AIM OF THE TASK>
Please find all lines in the data that hold the string "screenshot" and copy them.

DATASET EXTRACT>

— Begin —

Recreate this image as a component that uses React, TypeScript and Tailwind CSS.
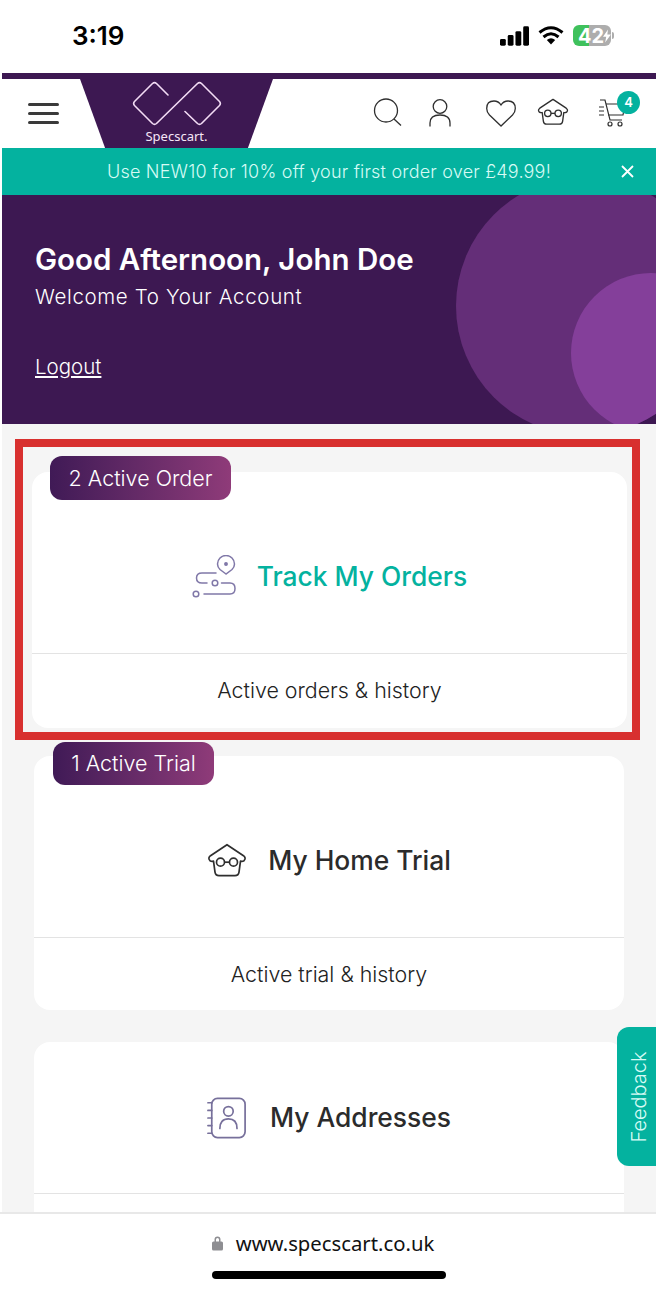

— End —
— Begin —

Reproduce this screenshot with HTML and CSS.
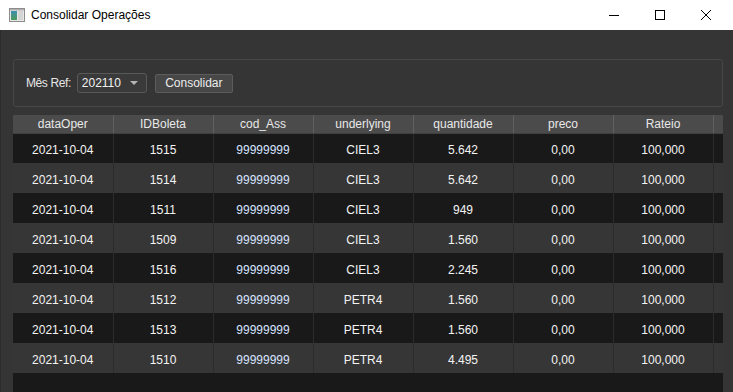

— End —
— Begin —

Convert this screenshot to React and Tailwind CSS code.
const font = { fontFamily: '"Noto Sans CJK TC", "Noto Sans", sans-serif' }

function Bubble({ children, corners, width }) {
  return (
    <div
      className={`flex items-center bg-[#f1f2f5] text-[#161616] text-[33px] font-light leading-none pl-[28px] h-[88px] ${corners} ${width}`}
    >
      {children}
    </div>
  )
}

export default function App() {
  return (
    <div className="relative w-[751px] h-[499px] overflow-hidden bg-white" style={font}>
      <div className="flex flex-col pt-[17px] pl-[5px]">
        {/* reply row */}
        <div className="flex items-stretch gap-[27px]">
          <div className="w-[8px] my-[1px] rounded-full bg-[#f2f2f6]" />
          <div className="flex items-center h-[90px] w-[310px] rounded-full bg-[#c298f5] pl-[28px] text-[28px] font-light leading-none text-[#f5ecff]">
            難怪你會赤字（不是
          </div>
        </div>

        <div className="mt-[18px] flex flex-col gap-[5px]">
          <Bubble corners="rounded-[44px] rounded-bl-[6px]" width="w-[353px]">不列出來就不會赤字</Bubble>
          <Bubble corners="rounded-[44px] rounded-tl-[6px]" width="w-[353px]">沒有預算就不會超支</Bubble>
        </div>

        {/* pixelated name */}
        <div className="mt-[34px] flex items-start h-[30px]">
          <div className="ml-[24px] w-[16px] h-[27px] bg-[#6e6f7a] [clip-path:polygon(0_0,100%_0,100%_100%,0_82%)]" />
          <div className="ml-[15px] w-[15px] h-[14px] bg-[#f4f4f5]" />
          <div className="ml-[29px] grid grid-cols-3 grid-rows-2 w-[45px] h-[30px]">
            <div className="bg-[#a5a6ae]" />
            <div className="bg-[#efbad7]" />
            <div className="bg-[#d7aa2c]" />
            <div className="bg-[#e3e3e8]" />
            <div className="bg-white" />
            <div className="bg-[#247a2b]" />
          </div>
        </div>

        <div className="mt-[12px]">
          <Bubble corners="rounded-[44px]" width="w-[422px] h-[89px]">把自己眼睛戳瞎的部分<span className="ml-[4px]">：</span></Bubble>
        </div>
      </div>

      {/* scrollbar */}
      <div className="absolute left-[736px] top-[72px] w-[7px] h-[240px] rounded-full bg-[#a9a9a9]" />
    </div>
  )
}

— End —

ANSWER>
Reproduce this screenshot with HTML and CSS.
Convert this screenshot to React and Tailwind CSS code.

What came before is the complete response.